Sytuacja w opolskim samorządzie coraz bardziej się komplikuje. Wiśniewski startował z poparciem Jakiego, dziś jednak dystansuje się od polityków, podkreśla swoją obywatelskość, co - zwłaszcza po sporze o festiwal - naraża go na publiczne ataki polityków prawicy, którzy wcześniej równie publicznie go wspierali. Wilkos dystansuje się jednak od tych sporów i o prezydencie wyraża się bardzo pochlebnie.

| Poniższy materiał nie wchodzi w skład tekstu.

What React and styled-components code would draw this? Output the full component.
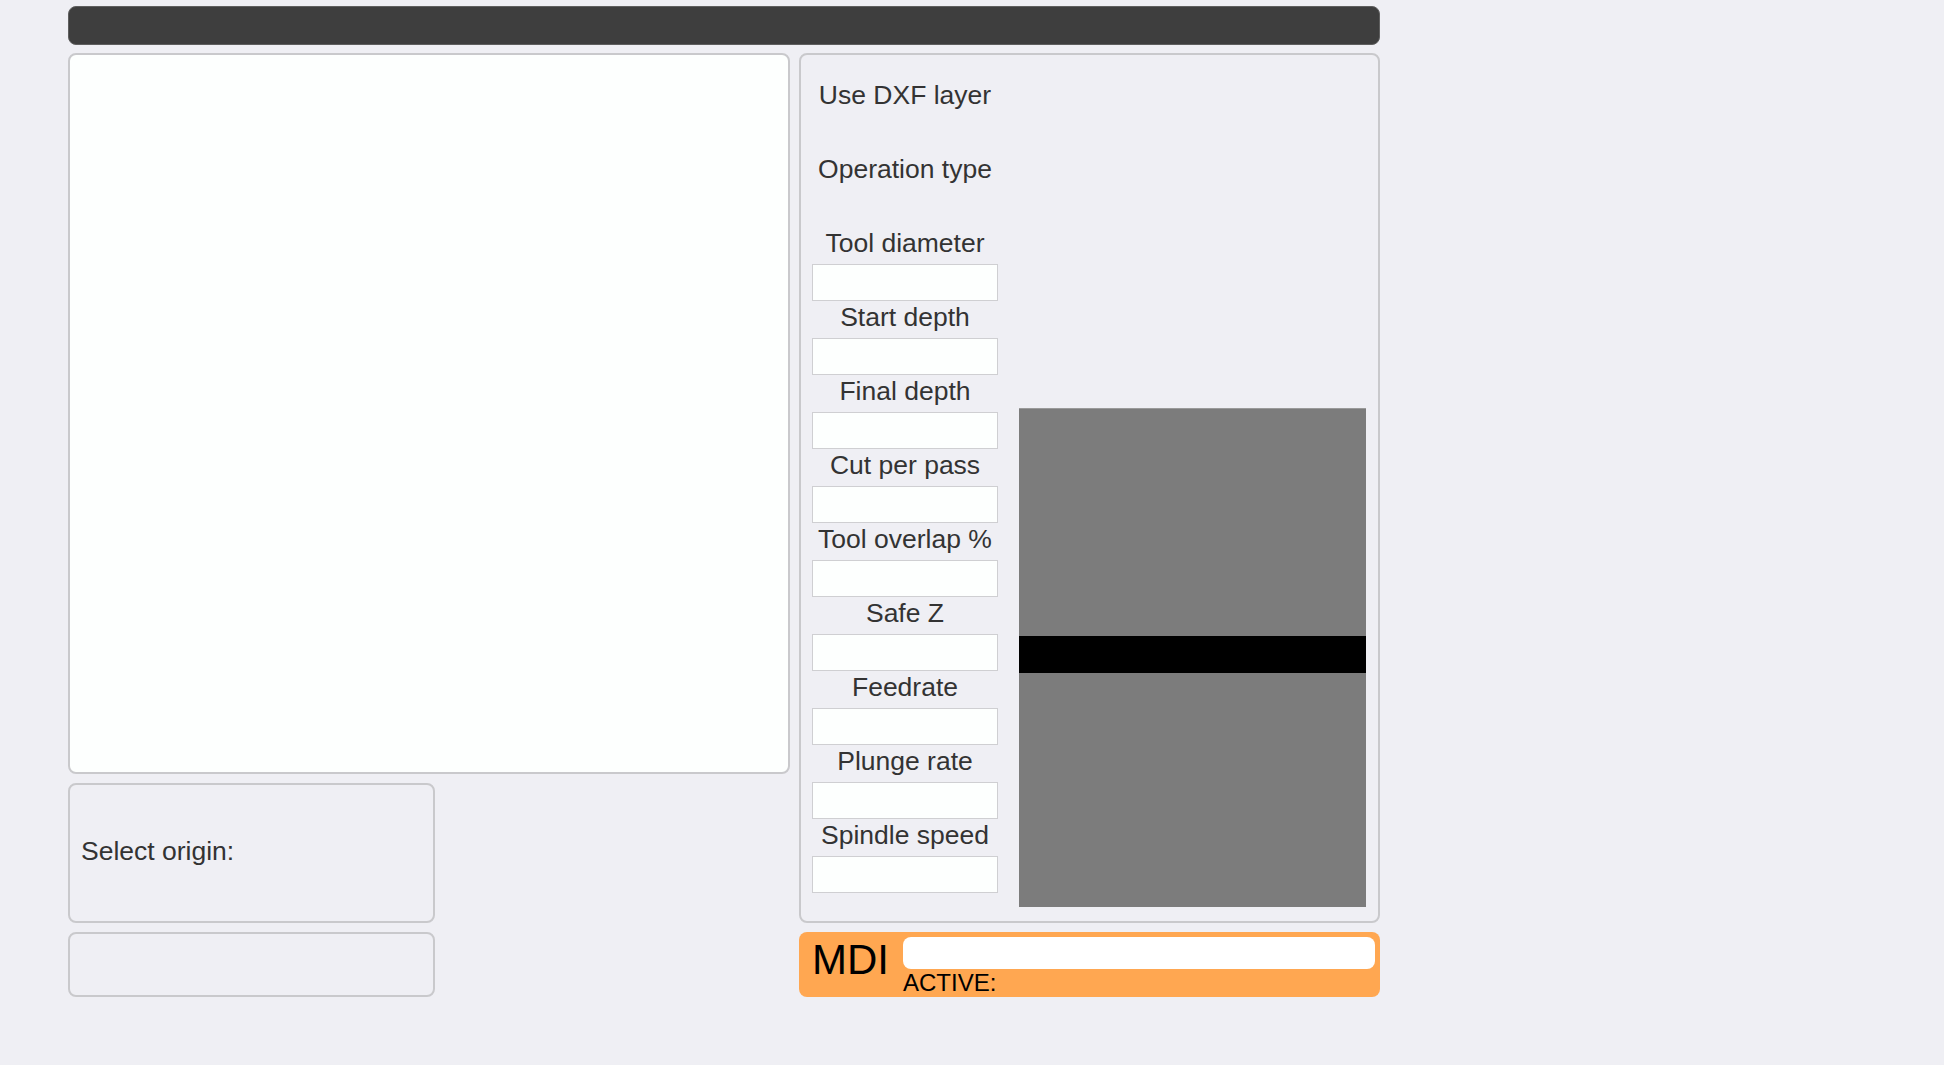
import React from 'react';
import styled, { createGlobalStyle } from 'styled-components';

const GlobalStyle = createGlobalStyle`
    html, body {
        margin: 0;
        padding: 0;
        background: #efeff4;
    }
    body {
        font-family: "Liberation Sans", Arial, Helvetica, sans-serif;
        color: #333;
    }
`;

const Page = styled.div`
    width: 1312px;
    padding: 6px 0 0 68px;
`;

const TopBar = styled.div`
    height: 39px;
    box-sizing: border-box;
    background: #3e3e3e;
    border: 1px solid #5f5f5f;
    border-radius: 8px;
`;

const Main = styled.div`
    display: flex;
    gap: 9px;
    margin-top: 8px;
`;

const Column = styled.div`
    display: flex;
    flex-direction: column;
    gap: 9px;
    width: ${(props) => props.width}px;
`;

const Box = styled.div`
    box-sizing: border-box;
    height: ${(props) => props.height}px;
    background: ${(props) => (props.white ? '#fdfffe' : 'transparent')};
    border: 2px solid #c9c9cc;
    border-radius: 8px;
`;

const OriginBox = styled(Box)`
    display: flex;
    align-items: center;
    padding: 0 0 4px 11px;
    font-size: 26.5px;
`;

const SettingsPanel = styled.div`
    box-sizing: border-box;
    height: 870px;
    display: flex;
    align-items: flex-end;
    gap: 21px;
    padding: 24px 12px 14px 11px;
    border: 2px solid #c9c9cc;
    border-radius: 8px;
`;

const Fields = styled.div`
    width: 186px;
    padding-bottom: 14px;
    display: flex;
    flex-direction: column;
`;

const Label = styled.div`
    height: 37px;
    line-height: 33px;
    font-size: 26.5px;
    text-align: center;
    white-space: nowrap;
`;

const Blank = styled.div`
    height: 37px;
`;

const Input = styled.input`
    display: block;
    box-sizing: border-box;
    width: 186px;
    height: 37px;
    margin: 0;
    padding: 0 6px;
    background: #fdfffe;
    border: 1px solid #cfcfd2;
    border-radius: 0;
    font-size: 18px;
    outline: none;
`;

const Preview = styled.div`
    box-sizing: border-box;
    width: 347px;
    height: 499px;
    background: #7c7c7c;
    border-top: 1px solid #9a9a9a;
`;

const Band = styled.div`
    height: 37px;
    margin-top: 227px;
    background: #000;
`;

const Mdi = styled.div`
    box-sizing: border-box;
    height: 65px;
    display: flex;
    align-items: flex-start;
    padding: 5px 5px 0 13px;
    background: #ffa751;
    border-radius: 8px;
    color: #000;
`;

const MdiTitle = styled.div`
    width: 91px;
    margin-top: 2px;
    font-size: 42px;
    line-height: 42px;
`;

const MdiBody = styled.div`
    flex: 1;
    display: flex;
    flex-direction: column;
`;

const MdiInput = styled.input`
    box-sizing: border-box;
    width: 100%;
    height: 32px;
    margin: 0;
    background: #fff;
    border: none;
    border-radius: 8px;
    outline: none;
`;

const Active = styled.div`
    position: relative;
    margin-top: 2px;
    font-size: 24px;
    line-height: 24px;
    &::after {
        content: '';
        position: absolute;
        left: 46px;
        bottom: -6px;
        width: 20px;
        height: 6px;
        border-radius: 0 0 10px 10px;
        background: #ffa751;
    }
`;

const fields = [
    { label: 'Use DXF layer' },
    { label: 'Operation type' },
    { label: 'Tool diameter', input: true },
    { label: 'Start depth', input: true },
    { label: 'Final depth', input: true },
    { label: 'Cut per pass', input: true },
    { label: 'Tool overlap %', input: true },
    { label: 'Safe Z', input: true },
    { label: 'Feedrate', input: true },
    { label: 'Plunge rate', input: true },
    { label: 'Spindle speed', input: true },
];

const App = () => {
    return (
        <>
            <GlobalStyle />
            <Page>
                <TopBar />
                <Main>
                    <Column width={722}>
                        <Box white height={721} />
                        <Column width={367}>
                            <OriginBox height={140}>Select origin:</OriginBox>
                            <Box height={65} />
                        </Column>
                    </Column>
                    <Column width={581}>
                        <SettingsPanel>
                            <Fields>
                                {fields.map((f) => (
                                    <React.Fragment key={f.label}>
                                        <Label>{f.label}</Label>
                                        {f.input ? <Input type="text" /> : <Blank />}
                                    </React.Fragment>
                                ))}
                            </Fields>
                            <Preview>
                                <Band />
                            </Preview>
                        </SettingsPanel>
                        <Mdi>
                            <MdiTitle>MDI</MdiTitle>
                            <MdiBody>
                                <MdiInput type="text" />
                                <Active>ACTIVE:</Active>
                            </MdiBody>
                        </Mdi>
                    </Column>
                </Main>
            </Page>
        </>
    );
};

export default App;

- Osobiście uważam, że w ciągu trzech lat urzędowania zrobił dla Opola więcej niż prezydent Ryszard Zembaczyński przez 12 lat - mówi. - Rozmawiam z opolanami i słyszę od nich głównie pochwały prezydenta. Dlatego zupełnie się nie dziwię, że w sondażu Gazety Wyborczej ponad połowa pytanych mieszkańców Opola deklaruje, że zagłosuje na niego w najbliższych wyborach. On sam jeszcze nie ogłosił, czy będzie kandydował, ale jestem przekonana, ze to zrobi.
Naszego gościa pytaliśmy także o nową mapę wyborczą Opola. Zdaniem polityczki Solidarnej Polski, podział na cztery okręgi zaproponowany przez opolski ratusz jest racjonalny i powinien zostać zaakceptowany.